“A LOVE OF TRUTH AND A PASSION FOR HUMAN IMPROVEMENT”: SPLENDID FIRST EDITION OF THE FIRST COMPLETE WORKS OF PLATO TRANSLATED INTO ENGLISH
PLATO. The Works of Plato, viz. His Fifty-Five Dialogues, and Twelve Epistles, Translated from the Greek. London: T. Taylor, 1804. Five volumes. Large quarto, modern three-quarter dark brown polished calf, raised bands, burgundy morocco spine labels, top edges gilt, uncut.
First edition of the first complete English translation of Plato’s works, handsomely bound. Translated by Thomas Taylor, the leading Platonist of his day, a translation still considered unequaled.

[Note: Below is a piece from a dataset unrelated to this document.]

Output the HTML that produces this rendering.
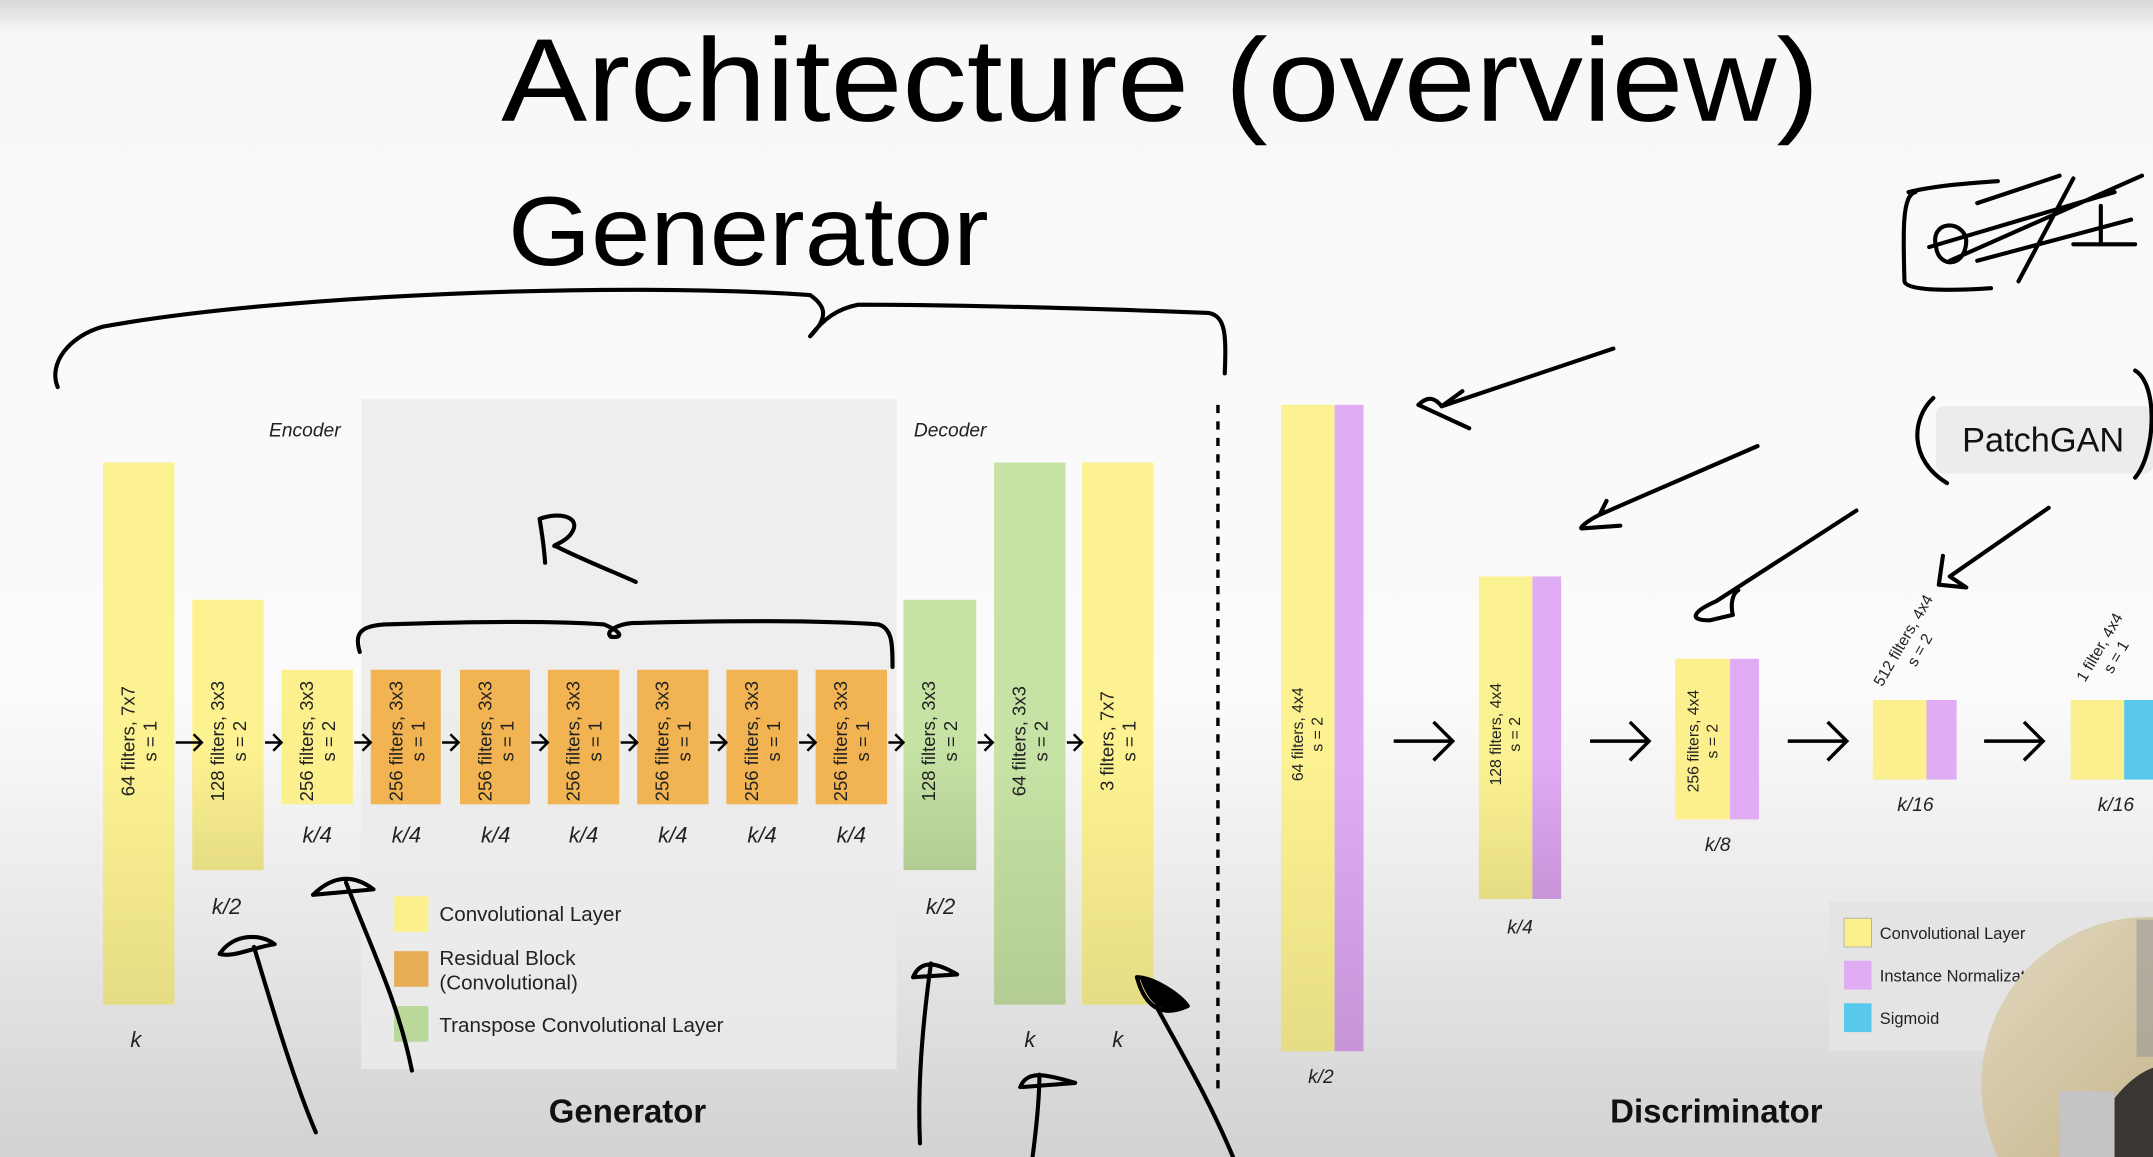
<!DOCTYPE html>
<html><head><meta charset="utf-8"><style>
html,body{margin:0;padding:0;width:2153px;height:1157px;overflow:hidden;background:#fafafa}
svg{display:block;position:absolute;left:0;top:0}
text{font-family:"Liberation Sans",sans-serif}
</style></head><body>
<svg width="2153" height="1157" viewBox="0 0 1568 843" preserveAspectRatio="none" xmlns="http://www.w3.org/2000/svg">
<defs>
<linearGradient id="bg" x1="0" y1="0" x2="0" y2="1">
<stop offset="0" stop-color="#d8d8d8"/><stop offset="0.03" stop-color="#f8f8f8"/><stop offset="0.6" stop-color="#fbfbfb"/><stop offset="0.8" stop-color="#e8e8e8"/><stop offset="1" stop-color="#d2d2d2"/>
</linearGradient>
<linearGradient id="yl" x1="0" y1="0" x2="0" y2="1"><stop offset="0" stop-color="#fdf291"/><stop offset="0.55" stop-color="#fdf291"/><stop offset="1" stop-color="#e6dc84"/></linearGradient>
<linearGradient id="gr" x1="0" y1="0" x2="0" y2="1"><stop offset="0" stop-color="#c6e2a4"/><stop offset="0.55" stop-color="#c6e2a4"/><stop offset="1" stop-color="#b3cc93"/></linearGradient>
<linearGradient id="pu" x1="0" y1="0" x2="0" y2="1"><stop offset="0" stop-color="#e0acf4"/><stop offset="0.55" stop-color="#e0acf4"/><stop offset="1" stop-color="#c894d8"/></linearGradient>
<linearGradient id="cam" x1="0" y1="0" x2="1" y2="1"><stop offset="0" stop-color="#e2d8c0"/><stop offset="0.5" stop-color="#cdbd98"/><stop offset="1" stop-color="#7a7266"/></linearGradient>
</defs>
<rect width="1568" height="843" fill="url(#bg)"/>
<text x="365" y="88" font-size="86" textLength="960" lengthAdjust="spacingAndGlyphs" fill="#000">Architecture (overview)</text>
<rect x="263" y="291" width="390" height="488" fill="#ebebeb" opacity="0.85"/>
<text x="222" y="318" font-size="14" font-style="italic" text-anchor="middle" fill="#222">Encoder</text>
<text x="692" y="318" font-size="14" font-style="italic" text-anchor="middle" fill="#222">Decoder</text>
<g>
<rect x="75" y="337" width="52" height="395" fill="url(#yl)"/>
<rect x="140" y="437" width="52" height="197" fill="url(#yl)"/>
<rect x="205" y="488" width="52" height="98" fill="#fcf08e"/>
<g fill="#f2b452">
<rect x="270" y="488" width="51" height="98"/><rect x="335" y="488" width="51" height="98"/><rect x="399" y="488" width="52" height="98"/>
<rect x="464" y="488" width="52" height="98"/><rect x="529" y="488" width="52" height="98"/><rect x="594" y="488" width="52" height="98"/>
</g>
<rect x="658" y="437" width="53" height="197" fill="url(#gr)"/>
<rect x="724" y="337" width="52" height="395" fill="url(#gr)"/>
<rect x="788" y="337" width="52" height="395" fill="url(#yl)"/>
</g>
<g font-size="13.5" fill="#222" text-anchor="middle">
<text transform="translate(101,540) rotate(-90)"><tspan x="0" y="-3">64 filters, 7x7</tspan><tspan x="0" y="13">s = 1</tspan></text>
<text transform="translate(166,540) rotate(-90)"><tspan x="0" y="-3">128 filters, 3x3</tspan><tspan x="0" y="13">s = 2</tspan></text>
<text transform="translate(231,540) rotate(-90)"><tspan x="0" y="-3">256 filters, 3x3</tspan><tspan x="0" y="13">s = 2</tspan></text>
<text transform="translate(296,540) rotate(-90)"><tspan x="0" y="-3">256 filters, 3x3</tspan><tspan x="0" y="13">s = 1</tspan></text>
<text transform="translate(361,540) rotate(-90)"><tspan x="0" y="-3">256 filters, 3x3</tspan><tspan x="0" y="13">s = 1</tspan></text>
<text transform="translate(425,540) rotate(-90)"><tspan x="0" y="-3">256 filters, 3x3</tspan><tspan x="0" y="13">s = 1</tspan></text>
<text transform="translate(490,540) rotate(-90)"><tspan x="0" y="-3">256 filters, 3x3</tspan><tspan x="0" y="13">s = 1</tspan></text>
<text transform="translate(555,540) rotate(-90)"><tspan x="0" y="-3">256 filters, 3x3</tspan><tspan x="0" y="13">s = 1</tspan></text>
<text transform="translate(620,540) rotate(-90)"><tspan x="0" y="-3">256 filters, 3x3</tspan><tspan x="0" y="13">s = 1</tspan></text>
<text transform="translate(684,540) rotate(-90)"><tspan x="0" y="-3">128 filters, 3x3</tspan><tspan x="0" y="13">s = 2</tspan></text>
<text transform="translate(750,540) rotate(-90)"><tspan x="0" y="-3">64 filters, 3x3</tspan><tspan x="0" y="13">s = 2</tspan></text>
<text transform="translate(814,540) rotate(-90)"><tspan x="0" y="-3">3 filters, 7x7</tspan><tspan x="0" y="13">s = 1</tspan></text>
</g>
<g stroke="#000" stroke-width="1.8" fill="none">
<path d="M128 541h18M141 535l6 6-6 6"/><path d="M193 541h11M199 535l6 6-6 6"/><path d="M258 541h11M264 535l6 6-6 6"/>
<path d="M322 541h12M328 535l6 6-6 6"/><path d="M387 541h11M393 535l6 6-6 6"/><path d="M452 541h11M458 535l6 6-6 6"/>
<path d="M517 541h11M523 535l6 6-6 6"/><path d="M582 541h11M588 535l6 6-6 6"/><path d="M647 541h10M652 535l6 6-6 6"/>
<path d="M712 541h11M717 535l6 6-6 6"/><path d="M777 541h10M782 535l6 6-6 6"/>
</g>
<g font-size="16" font-style="italic" fill="#222" text-anchor="middle">
<text x="231" y="614">k/4</text><text x="296" y="614">k/4</text><text x="361" y="614">k/4</text><text x="425" y="614">k/4</text><text x="490" y="614">k/4</text><text x="555" y="614">k/4</text><text x="620" y="614">k/4</text>
<text x="165" y="666">k/2</text><text x="685" y="666">k/2</text>
<text x="99" y="763">k</text><text x="750" y="763">k</text><text x="814" y="763">k</text>
</g>
<rect x="287" y="653" width="25" height="26" fill="#fcf08e"/>
<rect x="287" y="693" width="25" height="26" fill="#e8ae55"/>
<rect x="287" y="733" width="25" height="26" fill="#b9d89a"/>
<g font-size="15" fill="#222"><text x="320" y="671">Convolutional Layer</text><text x="320" y="703">Residual Block</text><text x="320" y="721">(Convolutional)</text><text x="320" y="752">Transpose Convolutional Layer</text></g>
<text x="457" y="818" font-size="24" font-weight="bold" text-anchor="middle" fill="#111">Generator</text>
<line x1="887" y1="295" x2="887" y2="795" stroke="#000" stroke-width="2.5" stroke-dasharray="6,6"/>
<rect x="933" y="295" width="39" height="471" fill="url(#yl)"/><rect x="972" y="295" width="21" height="471" fill="url(#pu)"/>
<rect x="1077" y="420" width="39" height="235" fill="url(#yl)"/><rect x="1116" y="420" width="21" height="235" fill="url(#pu)"/>
<rect x="1220" y="480" width="40" height="117" fill="#fcf08e"/><rect x="1260" y="480" width="21" height="117" fill="#e0acf4"/>
<rect x="1364" y="510" width="39" height="58" fill="#fcf08e"/><rect x="1403" y="510" width="22" height="58" fill="#e0acf4"/>
<rect x="1508" y="510" width="39" height="58" fill="#fcf08e"/><rect x="1547" y="510" width="21" height="58" fill="#58c8ec"/>
<g font-size="11.5" fill="#222" text-anchor="middle">
<text transform="translate(952,535) rotate(-90)"><tspan x="0" y="-3">64 filters, 4x4</tspan><tspan x="0" y="11">s = 2</tspan></text>
<text transform="translate(1096,535) rotate(-90)"><tspan x="0" y="-3">128 filters, 4x4</tspan><tspan x="0" y="11">s = 2</tspan></text>
<text transform="translate(1240,540) rotate(-90)"><tspan x="0" y="-3">256 filters, 4x4</tspan><tspan x="0" y="11">s = 2</tspan></text>
<text transform="translate(1392,470) rotate(-60)"><tspan x="0" y="-3">512 filters, 4x4</tspan><tspan x="0" y="11">s = 2</tspan></text>
<text transform="translate(1535,475) rotate(-60)"><tspan x="0" y="-3">1 filter, 4x4</tspan><tspan x="0" y="11">s = 1</tspan></text>
</g>
<g stroke="#000" stroke-width="2.5" fill="none">
<path d="M1015 540h42M1044 526l14 14-14 14"/><path d="M1158 540h42M1187 526l14 14-14 14"/><path d="M1302 540h42M1331 526l14 14-14 14"/><path d="M1445 540h42M1474 526l14 14-14 14"/>
</g>
<g font-size="14" font-style="italic" fill="#222" text-anchor="middle">
<text x="962" y="789">k/2</text><text x="1107" y="680">k/4</text><text x="1251" y="620">k/8</text><text x="1395" y="591">k/16</text><text x="1541" y="591">k/16</text>
</g>
<rect x="1332" y="657" width="236" height="109" fill="#e4e4e4"/>
<rect x="1343" y="669" width="20" height="21" fill="#fcf08e" stroke="#aaa" stroke-width="0.6"/>
<rect x="1343" y="700" width="20" height="21" fill="#e0acf4"/>
<rect x="1343" y="731" width="20" height="21" fill="#58c8ec"/>
<g font-size="12" fill="#222"><text x="1369" y="684">Convolutional Layer</text><text x="1369" y="715">Instance Normalizatio</text><text x="1369" y="746">Sigmoid</text></g>
<text x="1250" y="818" font-size="24" font-weight="bold" text-anchor="middle" fill="#111">Discriminator</text>
<rect x="1410" y="296" width="158" height="49" fill="#ececec" rx="6"/>
<text x="1488" y="329" font-size="25" text-anchor="middle" fill="#111">PatchGAN</text>
<circle cx="1565" cy="790" r="122" fill="url(#cam)"/>
<rect x="1556" y="670" width="12" height="100" fill="#999" opacity="0.6"/>
<path d="M1515 843 q25 -55 53 -65 v65z" fill="#3a3632"/>
<rect x="1500" y="795" width="40" height="48" fill="#c4c4c4"/>
<g stroke="#000" stroke-width="3" fill="none" stroke-linecap="round" stroke-linejoin="round">
<path d="M42 282 C35 265 50 245 75 238 C200 215 450 205 590 215 C600 222 605 230 590 245 C600 232 610 225 625 222 C700 222 800 225 880 228 C893 230 893 245 892 272"/>
<path d="M262 475 C258 462 262 456 280 455 C340 453 400 452 440 455 C452 460 455 465 445 464 C440 460 450 455 460 454 C530 452 600 452 640 455 C650 458 650 470 650 486"/>
<path d="M397 410 C396 395 394 385 393 378 C410 372 425 378 415 390 C410 396 400 398 405 398 C420 406 450 418 463 424"/>
<path d="M1175 254 L1050 296 M1050 296 C1045 290 1040 288 1033 295 L1070 312 M1050 296 L1065 285"/>
<path d="M1280 325 L1165 375 M1165 375 C1155 380 1150 385 1152 385 L1180 383 M1165 375 L1170 365"/>
<path d="M1352 372 L1250 438 C1232 446 1230 452 1245 452 L1262 448 C1260 440 1262 432 1266 430"/>
<path d="M1492 370 L1420 420 L1432 428 L1412 426 L1415 405"/>
<path d="M1408 290 C1392 305 1390 335 1418 352 M1555 270 C1572 280 1570 330 1555 348"/>
<path d="M1395 140 C1385 142 1386 170 1387 205 C1388 212 1420 212 1450 210 M1390 140 C1410 135 1440 133 1455 132"/>
<path d="M1410 180 C1405 160 1430 160 1432 175 C1432 195 1412 196 1410 180 M1405 180 L1540 140 M1420 190 L1560 128 M1440 190 L1552 160 M1470 205 L1510 130 M1510 178 L1555 178 M1530 150 L1530 178 M1440 148 L1500 128"/>
<path d="M230 825 C215 790 200 740 185 690 M160 695 C170 680 190 680 200 688 C185 690 170 698 160 695"/>
<path d="M300 780 C290 730 270 690 252 643 M228 652 C240 640 255 635 272 648 L228 652"/>
<path d="M670 833 C668 790 672 745 678 702 M665 712 C670 700 680 700 697 710 L665 712"/>
<path d="M752 843 C755 820 757 800 757 783 M743 792 C748 780 760 782 783 789 L745 792"/>
<path d="M898 843 C880 800 862 770 842 733 M828 712 C840 712 860 725 865 733 C850 740 835 738 828 712"/>
</g>
<path d="M830 712 C845 715 858 725 864 733 C852 738 838 738 830 712z" fill="#000"/>
<text x="370" y="193" font-size="72" font-weight="300" fill="#000" font-family="DejaVu Sans, sans-serif" textLength="350" lengthAdjust="spacingAndGlyphs">Generator</text>
</svg>
</body></html>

“Amidst a great diversity, both of subject and treatment, the dialogues are pervaded by two dominant impulses: a love of truth and a passion for human improvement. While nowhere is a definite system laid down, it has been truly said that the germ of all ideas can be found in Plato” (PMM 27). Thomas Taylor was the leading English Platonist of his day: “In his knowledge of Plato… he has never been equaled by any Englishman, and he is still the most important disseminator of ancient philosophy in the history of English and American literature” (Axon, Thomas Taylor, 11). “The mystical neo-Pythagorean mathematics he esteemed the true science, which the Arabians and their European successors had corrupted; and he rejected the common opinion of an essential antagonism between the Platonic and Peripatetic philosophies… his frank avowal of philosophic polytheism created a strong feeling against him” (DNB). Taylor incorporated into his monumental translation nine dialogues as previously translated by Floyer Sydenham; the remainder he translated and fully annotated himself. “Thanks to the learning and industry of Messrs. Sydenham and Taylor, we have now the whole of the works of this wonderful philosopher brought within the reach of the English public, with a great variety of learned notes and instructive dissertations. The works of Plato may be properly considered the Scriptures of the ancient world” (Allibone, 2361). With all half titles. Lowndes, 1877.
Interiors generally quite clean and fresh; bindings fine. A handsome, wide-margined set of this important first complete translation. Fine condition.